* **REQUEST**: Quote word for word the lines below, beginning with the first and ending with the one that has "import React from". Drop the pictures.
BEGIN DATA SHOWN
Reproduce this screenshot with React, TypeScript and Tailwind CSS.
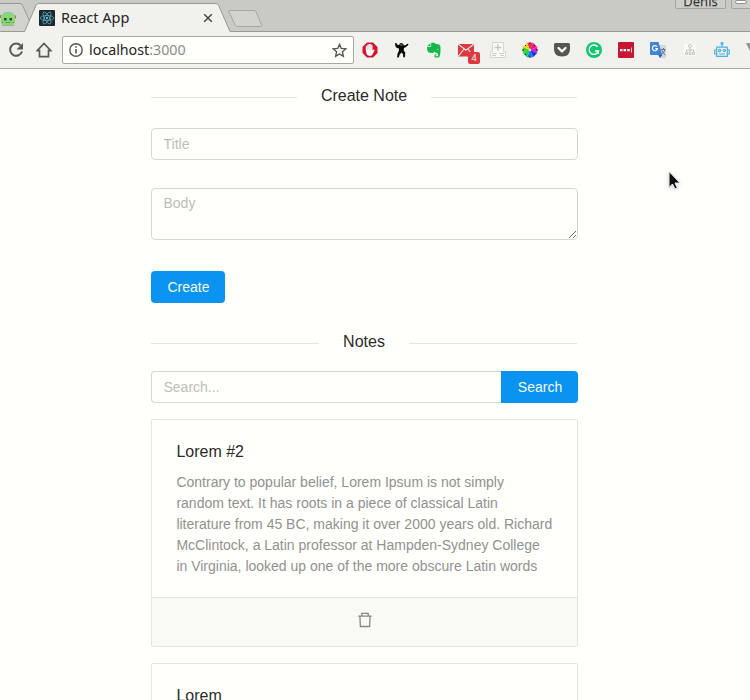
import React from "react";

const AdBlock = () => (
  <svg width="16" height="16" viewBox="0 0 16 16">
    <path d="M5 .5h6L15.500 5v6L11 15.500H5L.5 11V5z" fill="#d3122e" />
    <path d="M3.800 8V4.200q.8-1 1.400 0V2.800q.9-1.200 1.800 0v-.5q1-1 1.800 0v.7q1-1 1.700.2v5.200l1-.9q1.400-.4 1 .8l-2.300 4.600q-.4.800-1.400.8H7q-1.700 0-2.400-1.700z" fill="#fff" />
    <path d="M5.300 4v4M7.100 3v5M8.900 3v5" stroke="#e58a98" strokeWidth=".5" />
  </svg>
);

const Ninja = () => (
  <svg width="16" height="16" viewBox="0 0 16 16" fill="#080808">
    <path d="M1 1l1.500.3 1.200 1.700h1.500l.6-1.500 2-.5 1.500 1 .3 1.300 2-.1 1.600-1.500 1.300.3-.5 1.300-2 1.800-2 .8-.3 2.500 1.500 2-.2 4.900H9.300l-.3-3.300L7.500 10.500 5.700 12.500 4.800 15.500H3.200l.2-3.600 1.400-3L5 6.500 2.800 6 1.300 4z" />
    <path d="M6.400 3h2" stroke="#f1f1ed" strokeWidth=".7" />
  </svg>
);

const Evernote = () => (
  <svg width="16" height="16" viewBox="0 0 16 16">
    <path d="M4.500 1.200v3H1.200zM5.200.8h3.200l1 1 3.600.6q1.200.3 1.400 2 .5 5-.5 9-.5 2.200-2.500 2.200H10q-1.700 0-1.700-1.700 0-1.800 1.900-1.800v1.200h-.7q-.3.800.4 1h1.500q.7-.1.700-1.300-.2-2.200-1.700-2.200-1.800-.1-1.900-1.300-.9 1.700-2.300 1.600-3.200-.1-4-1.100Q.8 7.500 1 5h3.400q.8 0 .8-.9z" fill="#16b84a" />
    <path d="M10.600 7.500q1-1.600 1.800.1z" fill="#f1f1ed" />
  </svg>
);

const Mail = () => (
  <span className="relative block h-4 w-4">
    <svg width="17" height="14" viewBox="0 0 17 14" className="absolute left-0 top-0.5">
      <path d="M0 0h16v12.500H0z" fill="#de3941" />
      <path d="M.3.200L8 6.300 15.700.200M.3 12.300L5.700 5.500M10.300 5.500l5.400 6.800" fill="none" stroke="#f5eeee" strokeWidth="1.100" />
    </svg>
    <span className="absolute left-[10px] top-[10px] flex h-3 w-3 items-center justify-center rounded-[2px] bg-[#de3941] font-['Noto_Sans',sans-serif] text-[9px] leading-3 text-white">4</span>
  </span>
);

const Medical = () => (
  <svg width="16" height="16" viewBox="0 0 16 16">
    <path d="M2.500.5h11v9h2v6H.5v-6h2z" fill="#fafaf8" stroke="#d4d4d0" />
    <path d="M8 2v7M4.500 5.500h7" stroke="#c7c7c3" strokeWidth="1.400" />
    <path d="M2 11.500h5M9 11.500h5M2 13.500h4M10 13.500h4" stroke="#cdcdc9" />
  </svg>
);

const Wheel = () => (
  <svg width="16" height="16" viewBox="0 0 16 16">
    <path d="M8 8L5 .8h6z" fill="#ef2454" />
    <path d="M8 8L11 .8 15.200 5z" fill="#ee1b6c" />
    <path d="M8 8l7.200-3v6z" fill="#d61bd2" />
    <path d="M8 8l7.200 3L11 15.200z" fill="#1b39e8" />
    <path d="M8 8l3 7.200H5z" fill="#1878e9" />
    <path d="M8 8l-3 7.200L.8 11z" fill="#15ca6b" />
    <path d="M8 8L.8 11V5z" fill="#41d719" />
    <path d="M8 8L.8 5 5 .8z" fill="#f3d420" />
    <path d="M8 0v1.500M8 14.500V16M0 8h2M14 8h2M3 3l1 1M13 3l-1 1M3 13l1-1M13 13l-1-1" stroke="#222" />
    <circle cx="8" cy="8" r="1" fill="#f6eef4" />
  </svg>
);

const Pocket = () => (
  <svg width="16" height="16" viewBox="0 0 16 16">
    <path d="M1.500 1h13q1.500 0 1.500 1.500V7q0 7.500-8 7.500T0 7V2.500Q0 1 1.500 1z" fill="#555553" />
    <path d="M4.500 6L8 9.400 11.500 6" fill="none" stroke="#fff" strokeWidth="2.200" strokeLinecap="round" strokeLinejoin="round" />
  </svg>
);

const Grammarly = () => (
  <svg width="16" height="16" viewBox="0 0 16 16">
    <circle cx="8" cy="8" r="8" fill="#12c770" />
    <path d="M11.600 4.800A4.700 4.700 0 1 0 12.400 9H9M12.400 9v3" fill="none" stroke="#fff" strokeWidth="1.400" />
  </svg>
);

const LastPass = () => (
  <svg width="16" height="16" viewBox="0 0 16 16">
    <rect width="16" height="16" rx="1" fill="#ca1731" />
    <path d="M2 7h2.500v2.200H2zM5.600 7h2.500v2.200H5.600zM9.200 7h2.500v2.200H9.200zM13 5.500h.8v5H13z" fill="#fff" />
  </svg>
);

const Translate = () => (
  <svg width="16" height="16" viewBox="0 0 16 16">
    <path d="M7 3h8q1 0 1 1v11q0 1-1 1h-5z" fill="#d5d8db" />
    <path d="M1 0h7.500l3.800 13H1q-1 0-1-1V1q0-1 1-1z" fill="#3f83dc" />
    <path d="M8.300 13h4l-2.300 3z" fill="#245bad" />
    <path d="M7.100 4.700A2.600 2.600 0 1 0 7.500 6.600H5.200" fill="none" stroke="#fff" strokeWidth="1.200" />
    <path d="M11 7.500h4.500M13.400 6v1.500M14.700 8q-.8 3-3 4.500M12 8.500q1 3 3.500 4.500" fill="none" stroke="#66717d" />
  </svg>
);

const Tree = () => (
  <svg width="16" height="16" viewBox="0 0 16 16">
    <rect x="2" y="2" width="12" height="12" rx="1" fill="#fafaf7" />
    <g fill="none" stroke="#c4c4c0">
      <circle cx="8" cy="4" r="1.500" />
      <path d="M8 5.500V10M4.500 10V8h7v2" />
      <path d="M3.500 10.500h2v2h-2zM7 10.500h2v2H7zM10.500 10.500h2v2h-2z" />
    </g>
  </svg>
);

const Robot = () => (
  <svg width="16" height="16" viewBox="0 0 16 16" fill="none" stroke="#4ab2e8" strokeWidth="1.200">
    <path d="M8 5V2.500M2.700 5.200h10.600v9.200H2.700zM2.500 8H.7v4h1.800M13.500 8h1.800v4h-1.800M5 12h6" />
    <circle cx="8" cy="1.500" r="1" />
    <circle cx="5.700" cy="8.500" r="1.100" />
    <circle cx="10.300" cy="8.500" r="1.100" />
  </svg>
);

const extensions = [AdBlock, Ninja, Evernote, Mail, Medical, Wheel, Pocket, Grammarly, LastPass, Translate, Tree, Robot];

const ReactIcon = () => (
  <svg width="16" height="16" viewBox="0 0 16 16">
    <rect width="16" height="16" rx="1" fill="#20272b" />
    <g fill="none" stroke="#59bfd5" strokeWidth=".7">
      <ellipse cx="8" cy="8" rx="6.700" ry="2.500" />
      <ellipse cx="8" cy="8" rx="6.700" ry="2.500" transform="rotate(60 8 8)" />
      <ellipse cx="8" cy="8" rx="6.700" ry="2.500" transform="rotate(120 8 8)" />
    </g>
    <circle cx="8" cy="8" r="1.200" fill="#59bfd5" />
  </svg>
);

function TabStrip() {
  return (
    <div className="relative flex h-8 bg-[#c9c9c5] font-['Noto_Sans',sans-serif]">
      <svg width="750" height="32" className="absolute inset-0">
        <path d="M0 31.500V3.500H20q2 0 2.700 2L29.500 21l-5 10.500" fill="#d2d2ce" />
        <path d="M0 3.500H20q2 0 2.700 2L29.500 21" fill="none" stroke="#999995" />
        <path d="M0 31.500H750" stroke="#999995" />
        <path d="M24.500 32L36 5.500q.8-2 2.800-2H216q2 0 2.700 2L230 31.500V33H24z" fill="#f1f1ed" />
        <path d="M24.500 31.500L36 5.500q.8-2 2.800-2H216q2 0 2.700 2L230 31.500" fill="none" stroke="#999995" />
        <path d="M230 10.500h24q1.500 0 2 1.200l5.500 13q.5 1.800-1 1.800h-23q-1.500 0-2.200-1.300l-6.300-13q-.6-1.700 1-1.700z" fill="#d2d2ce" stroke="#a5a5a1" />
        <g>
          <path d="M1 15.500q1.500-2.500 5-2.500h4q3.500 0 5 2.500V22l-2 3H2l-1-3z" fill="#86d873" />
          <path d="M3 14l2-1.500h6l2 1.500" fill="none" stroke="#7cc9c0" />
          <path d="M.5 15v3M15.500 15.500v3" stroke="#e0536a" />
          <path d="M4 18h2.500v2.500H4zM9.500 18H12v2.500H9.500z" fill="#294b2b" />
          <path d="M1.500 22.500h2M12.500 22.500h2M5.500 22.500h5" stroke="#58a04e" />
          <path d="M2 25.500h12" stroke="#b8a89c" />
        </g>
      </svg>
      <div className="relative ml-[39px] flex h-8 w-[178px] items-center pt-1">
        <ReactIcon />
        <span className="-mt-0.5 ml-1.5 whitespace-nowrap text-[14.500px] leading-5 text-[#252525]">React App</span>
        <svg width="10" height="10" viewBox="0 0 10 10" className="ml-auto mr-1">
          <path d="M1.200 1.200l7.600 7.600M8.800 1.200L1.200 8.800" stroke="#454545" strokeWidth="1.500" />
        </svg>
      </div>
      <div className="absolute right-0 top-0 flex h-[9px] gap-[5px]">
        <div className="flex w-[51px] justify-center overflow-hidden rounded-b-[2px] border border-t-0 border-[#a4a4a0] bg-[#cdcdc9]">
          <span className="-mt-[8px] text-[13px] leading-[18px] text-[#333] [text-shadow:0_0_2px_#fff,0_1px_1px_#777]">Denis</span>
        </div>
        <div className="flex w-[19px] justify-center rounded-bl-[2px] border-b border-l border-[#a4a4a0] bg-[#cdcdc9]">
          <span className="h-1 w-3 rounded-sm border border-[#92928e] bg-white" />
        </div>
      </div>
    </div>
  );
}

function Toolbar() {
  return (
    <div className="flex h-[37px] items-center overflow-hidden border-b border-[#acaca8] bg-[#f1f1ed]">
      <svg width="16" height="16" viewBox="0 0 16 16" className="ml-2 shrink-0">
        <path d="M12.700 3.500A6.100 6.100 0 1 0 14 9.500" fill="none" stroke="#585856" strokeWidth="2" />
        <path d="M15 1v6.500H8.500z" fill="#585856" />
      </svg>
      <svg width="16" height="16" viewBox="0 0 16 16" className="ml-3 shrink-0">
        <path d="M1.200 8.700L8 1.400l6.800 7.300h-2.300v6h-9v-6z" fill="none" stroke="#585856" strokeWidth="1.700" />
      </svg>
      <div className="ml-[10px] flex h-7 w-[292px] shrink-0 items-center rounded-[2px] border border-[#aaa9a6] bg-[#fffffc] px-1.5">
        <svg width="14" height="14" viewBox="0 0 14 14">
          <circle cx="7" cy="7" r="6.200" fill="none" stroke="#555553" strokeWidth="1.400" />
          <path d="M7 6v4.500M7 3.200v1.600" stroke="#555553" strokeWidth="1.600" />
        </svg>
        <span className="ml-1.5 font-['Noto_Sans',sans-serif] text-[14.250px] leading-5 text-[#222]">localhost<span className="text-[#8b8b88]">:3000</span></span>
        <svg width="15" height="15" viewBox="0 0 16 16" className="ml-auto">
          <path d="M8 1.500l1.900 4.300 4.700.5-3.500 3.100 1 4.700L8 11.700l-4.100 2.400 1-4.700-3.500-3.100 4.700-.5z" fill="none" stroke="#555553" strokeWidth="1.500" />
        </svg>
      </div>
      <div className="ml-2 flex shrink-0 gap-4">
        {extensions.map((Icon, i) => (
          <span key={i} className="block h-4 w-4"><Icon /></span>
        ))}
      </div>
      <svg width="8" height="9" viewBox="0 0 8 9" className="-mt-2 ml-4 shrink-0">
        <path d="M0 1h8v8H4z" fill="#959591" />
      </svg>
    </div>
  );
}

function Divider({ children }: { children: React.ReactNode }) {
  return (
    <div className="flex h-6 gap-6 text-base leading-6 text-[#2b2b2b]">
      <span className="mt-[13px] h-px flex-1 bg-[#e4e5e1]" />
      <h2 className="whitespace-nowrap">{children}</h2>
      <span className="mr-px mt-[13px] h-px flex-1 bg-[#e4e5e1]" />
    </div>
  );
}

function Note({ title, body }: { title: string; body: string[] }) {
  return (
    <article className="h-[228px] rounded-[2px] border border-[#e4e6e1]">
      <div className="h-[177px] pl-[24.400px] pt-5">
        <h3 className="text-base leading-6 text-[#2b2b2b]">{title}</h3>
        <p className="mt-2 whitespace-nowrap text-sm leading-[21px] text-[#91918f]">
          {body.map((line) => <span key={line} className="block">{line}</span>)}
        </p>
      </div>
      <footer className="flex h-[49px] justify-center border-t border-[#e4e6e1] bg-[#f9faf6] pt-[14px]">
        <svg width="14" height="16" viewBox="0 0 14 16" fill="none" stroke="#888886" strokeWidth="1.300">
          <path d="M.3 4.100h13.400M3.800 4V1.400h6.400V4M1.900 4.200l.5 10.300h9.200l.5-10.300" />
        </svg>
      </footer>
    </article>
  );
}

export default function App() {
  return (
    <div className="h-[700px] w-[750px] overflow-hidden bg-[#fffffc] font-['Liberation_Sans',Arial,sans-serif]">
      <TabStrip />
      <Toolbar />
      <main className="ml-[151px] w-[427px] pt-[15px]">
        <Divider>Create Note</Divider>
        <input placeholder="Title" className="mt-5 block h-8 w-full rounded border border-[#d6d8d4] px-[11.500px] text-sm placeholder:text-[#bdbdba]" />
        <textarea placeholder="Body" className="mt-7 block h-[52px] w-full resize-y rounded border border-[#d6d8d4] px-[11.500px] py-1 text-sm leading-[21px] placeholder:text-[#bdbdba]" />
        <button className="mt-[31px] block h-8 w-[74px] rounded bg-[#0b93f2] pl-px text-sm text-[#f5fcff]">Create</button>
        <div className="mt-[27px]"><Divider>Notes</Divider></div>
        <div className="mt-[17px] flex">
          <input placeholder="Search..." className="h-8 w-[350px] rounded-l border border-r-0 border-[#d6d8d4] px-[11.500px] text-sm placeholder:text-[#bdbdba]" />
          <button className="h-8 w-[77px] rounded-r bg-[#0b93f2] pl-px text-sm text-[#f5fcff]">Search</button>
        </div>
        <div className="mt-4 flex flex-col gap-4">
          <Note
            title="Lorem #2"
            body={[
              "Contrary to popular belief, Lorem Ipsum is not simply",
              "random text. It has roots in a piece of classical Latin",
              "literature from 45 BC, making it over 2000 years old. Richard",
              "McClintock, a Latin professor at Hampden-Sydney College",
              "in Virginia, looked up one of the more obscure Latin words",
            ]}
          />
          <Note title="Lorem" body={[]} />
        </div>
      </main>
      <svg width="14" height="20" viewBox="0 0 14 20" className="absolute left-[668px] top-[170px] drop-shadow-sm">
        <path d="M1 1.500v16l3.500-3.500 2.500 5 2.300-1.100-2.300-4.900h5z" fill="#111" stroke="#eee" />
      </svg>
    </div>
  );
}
END DATA SHOWN
* **SOLUTION TO THIS EXERCISE**:
Reproduce this screenshot with React, TypeScript and Tailwind CSS.
import React from "react";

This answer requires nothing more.